__DATA ROWS__
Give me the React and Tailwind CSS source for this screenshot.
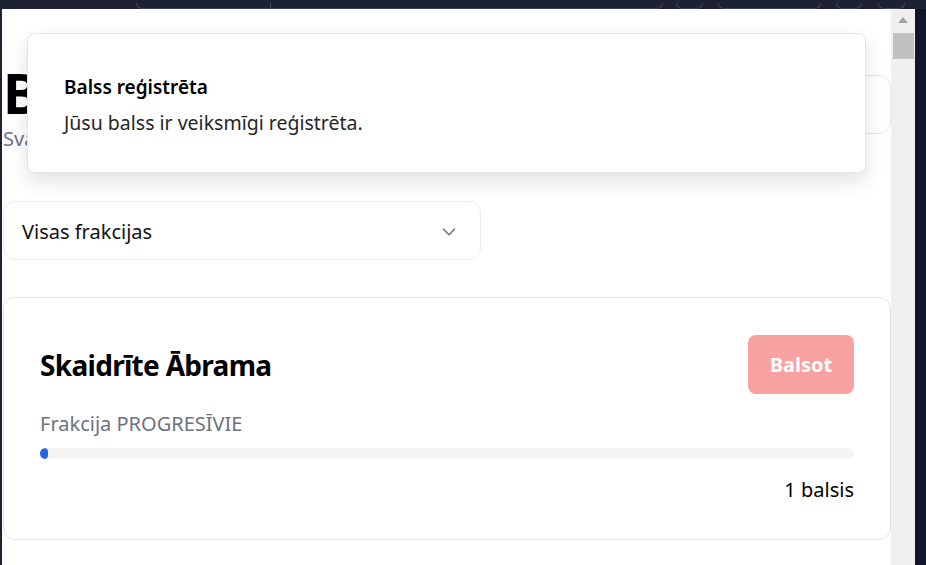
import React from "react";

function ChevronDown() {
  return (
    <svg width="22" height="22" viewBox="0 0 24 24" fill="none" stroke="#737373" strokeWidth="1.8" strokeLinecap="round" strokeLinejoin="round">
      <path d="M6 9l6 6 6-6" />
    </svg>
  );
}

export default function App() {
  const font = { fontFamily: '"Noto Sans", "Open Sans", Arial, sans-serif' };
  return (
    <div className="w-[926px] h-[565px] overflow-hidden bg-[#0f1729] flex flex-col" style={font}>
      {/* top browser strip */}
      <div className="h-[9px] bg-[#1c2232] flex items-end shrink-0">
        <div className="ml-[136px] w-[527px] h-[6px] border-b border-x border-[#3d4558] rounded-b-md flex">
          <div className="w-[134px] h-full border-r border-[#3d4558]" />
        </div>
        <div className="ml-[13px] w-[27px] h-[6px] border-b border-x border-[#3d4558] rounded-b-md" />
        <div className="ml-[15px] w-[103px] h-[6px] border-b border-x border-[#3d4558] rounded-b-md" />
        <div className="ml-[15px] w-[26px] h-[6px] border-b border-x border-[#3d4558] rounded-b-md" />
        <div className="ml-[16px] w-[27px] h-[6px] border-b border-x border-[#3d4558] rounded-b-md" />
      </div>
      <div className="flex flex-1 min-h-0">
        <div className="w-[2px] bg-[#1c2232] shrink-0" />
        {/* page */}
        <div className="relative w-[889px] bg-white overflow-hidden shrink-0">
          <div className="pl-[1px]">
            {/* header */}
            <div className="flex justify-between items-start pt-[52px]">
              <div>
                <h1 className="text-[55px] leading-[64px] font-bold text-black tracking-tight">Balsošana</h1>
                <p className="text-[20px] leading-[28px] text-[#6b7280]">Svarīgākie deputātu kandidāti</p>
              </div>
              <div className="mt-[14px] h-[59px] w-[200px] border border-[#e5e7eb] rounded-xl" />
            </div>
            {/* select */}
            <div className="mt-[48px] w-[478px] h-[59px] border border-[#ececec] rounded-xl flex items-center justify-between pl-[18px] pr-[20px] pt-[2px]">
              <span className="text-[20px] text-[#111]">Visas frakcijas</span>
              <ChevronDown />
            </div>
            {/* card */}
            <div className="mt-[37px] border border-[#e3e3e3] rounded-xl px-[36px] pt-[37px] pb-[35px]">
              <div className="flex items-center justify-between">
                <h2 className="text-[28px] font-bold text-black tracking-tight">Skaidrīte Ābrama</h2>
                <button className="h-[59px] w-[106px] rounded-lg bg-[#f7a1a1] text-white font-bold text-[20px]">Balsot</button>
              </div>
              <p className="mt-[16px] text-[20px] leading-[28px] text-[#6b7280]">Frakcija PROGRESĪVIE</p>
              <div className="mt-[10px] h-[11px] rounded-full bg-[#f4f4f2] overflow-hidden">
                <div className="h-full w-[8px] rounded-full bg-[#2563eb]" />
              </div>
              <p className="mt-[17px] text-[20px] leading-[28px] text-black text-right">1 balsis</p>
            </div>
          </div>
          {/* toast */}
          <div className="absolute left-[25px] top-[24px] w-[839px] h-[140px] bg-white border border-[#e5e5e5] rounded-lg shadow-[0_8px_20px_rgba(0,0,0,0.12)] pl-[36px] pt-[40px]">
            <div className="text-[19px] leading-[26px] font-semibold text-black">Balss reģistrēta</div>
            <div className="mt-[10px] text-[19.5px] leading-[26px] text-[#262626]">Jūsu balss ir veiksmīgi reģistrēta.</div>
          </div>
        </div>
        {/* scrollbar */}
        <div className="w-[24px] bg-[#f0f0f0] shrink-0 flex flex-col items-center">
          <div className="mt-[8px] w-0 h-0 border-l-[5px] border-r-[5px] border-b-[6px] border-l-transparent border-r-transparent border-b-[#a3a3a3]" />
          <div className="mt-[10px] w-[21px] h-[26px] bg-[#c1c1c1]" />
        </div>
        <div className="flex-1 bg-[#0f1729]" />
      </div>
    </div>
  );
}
---
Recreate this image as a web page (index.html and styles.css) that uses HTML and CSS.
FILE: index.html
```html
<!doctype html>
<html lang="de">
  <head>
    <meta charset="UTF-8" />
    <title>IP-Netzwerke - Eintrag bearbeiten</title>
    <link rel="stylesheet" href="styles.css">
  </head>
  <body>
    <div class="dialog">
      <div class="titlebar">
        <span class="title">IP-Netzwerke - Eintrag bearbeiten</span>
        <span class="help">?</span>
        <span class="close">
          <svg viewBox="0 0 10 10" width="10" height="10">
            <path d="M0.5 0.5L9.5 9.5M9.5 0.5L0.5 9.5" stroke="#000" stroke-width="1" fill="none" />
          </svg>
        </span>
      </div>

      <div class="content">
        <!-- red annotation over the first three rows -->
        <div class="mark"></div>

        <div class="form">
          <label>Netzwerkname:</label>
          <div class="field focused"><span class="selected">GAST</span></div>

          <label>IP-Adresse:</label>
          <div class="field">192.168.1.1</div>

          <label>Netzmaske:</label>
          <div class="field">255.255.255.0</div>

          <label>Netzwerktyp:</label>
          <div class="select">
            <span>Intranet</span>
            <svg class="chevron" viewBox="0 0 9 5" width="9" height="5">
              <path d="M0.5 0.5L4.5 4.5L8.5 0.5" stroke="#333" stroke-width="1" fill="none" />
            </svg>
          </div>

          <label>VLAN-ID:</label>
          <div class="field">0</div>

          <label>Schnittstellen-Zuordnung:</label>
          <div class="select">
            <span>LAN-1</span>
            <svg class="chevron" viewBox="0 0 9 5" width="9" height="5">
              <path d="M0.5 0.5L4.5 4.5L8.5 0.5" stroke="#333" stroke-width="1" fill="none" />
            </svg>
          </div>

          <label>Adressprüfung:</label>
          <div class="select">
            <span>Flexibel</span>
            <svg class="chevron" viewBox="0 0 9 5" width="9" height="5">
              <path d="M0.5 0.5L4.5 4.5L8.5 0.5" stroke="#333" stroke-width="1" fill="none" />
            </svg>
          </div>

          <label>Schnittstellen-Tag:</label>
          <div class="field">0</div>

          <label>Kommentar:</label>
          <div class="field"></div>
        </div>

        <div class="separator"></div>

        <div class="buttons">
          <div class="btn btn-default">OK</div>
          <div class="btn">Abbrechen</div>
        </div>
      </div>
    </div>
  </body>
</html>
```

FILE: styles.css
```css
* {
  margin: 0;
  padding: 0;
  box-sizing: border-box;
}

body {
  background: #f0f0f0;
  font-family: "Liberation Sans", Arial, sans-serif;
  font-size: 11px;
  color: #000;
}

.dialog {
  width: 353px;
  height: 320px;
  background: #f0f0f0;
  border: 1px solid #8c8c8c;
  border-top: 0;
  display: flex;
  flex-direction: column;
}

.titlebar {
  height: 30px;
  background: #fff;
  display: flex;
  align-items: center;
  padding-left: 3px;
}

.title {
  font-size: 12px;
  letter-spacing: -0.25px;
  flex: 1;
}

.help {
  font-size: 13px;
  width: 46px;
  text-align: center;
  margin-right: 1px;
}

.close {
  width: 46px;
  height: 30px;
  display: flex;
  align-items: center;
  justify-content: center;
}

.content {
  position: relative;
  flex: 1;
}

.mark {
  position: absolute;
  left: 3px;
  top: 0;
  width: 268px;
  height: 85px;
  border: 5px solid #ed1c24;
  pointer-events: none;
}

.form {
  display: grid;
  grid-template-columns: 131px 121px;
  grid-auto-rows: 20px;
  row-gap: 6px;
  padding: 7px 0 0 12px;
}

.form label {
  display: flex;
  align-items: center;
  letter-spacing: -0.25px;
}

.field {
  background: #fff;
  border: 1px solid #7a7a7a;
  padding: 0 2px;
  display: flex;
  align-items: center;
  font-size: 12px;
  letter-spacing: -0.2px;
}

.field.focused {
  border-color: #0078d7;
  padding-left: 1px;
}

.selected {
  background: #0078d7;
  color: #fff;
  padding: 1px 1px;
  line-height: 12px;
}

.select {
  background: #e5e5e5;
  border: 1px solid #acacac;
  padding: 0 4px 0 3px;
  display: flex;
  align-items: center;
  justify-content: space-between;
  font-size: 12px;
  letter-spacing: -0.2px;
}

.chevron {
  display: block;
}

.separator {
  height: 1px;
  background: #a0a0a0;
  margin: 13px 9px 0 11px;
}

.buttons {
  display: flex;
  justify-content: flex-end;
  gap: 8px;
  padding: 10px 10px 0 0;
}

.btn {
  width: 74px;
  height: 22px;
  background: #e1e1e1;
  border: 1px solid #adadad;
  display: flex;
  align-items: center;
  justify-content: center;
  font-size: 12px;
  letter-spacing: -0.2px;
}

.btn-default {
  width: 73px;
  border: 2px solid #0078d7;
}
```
---
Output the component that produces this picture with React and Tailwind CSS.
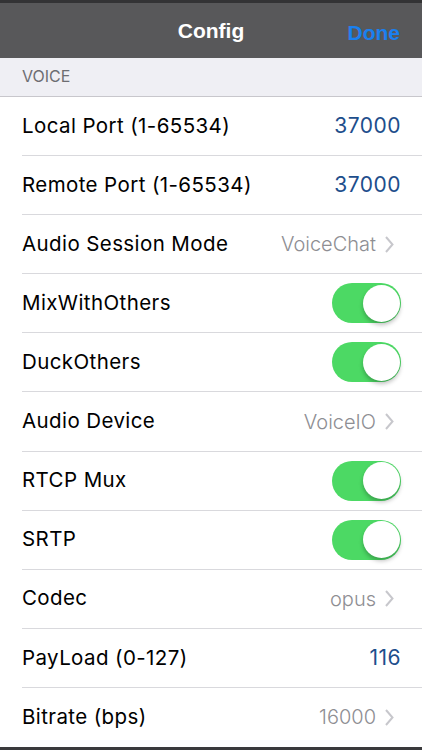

__PROBLEM TO WORK ON__
Look above for the line with "Give me the" and the line with "import React from"; set down those two lines and all lines between them exactly, without pictures and without anything else.

__TASK ANSWER__
Give me the React and Tailwind CSS source for this screenshot.
import React from "react";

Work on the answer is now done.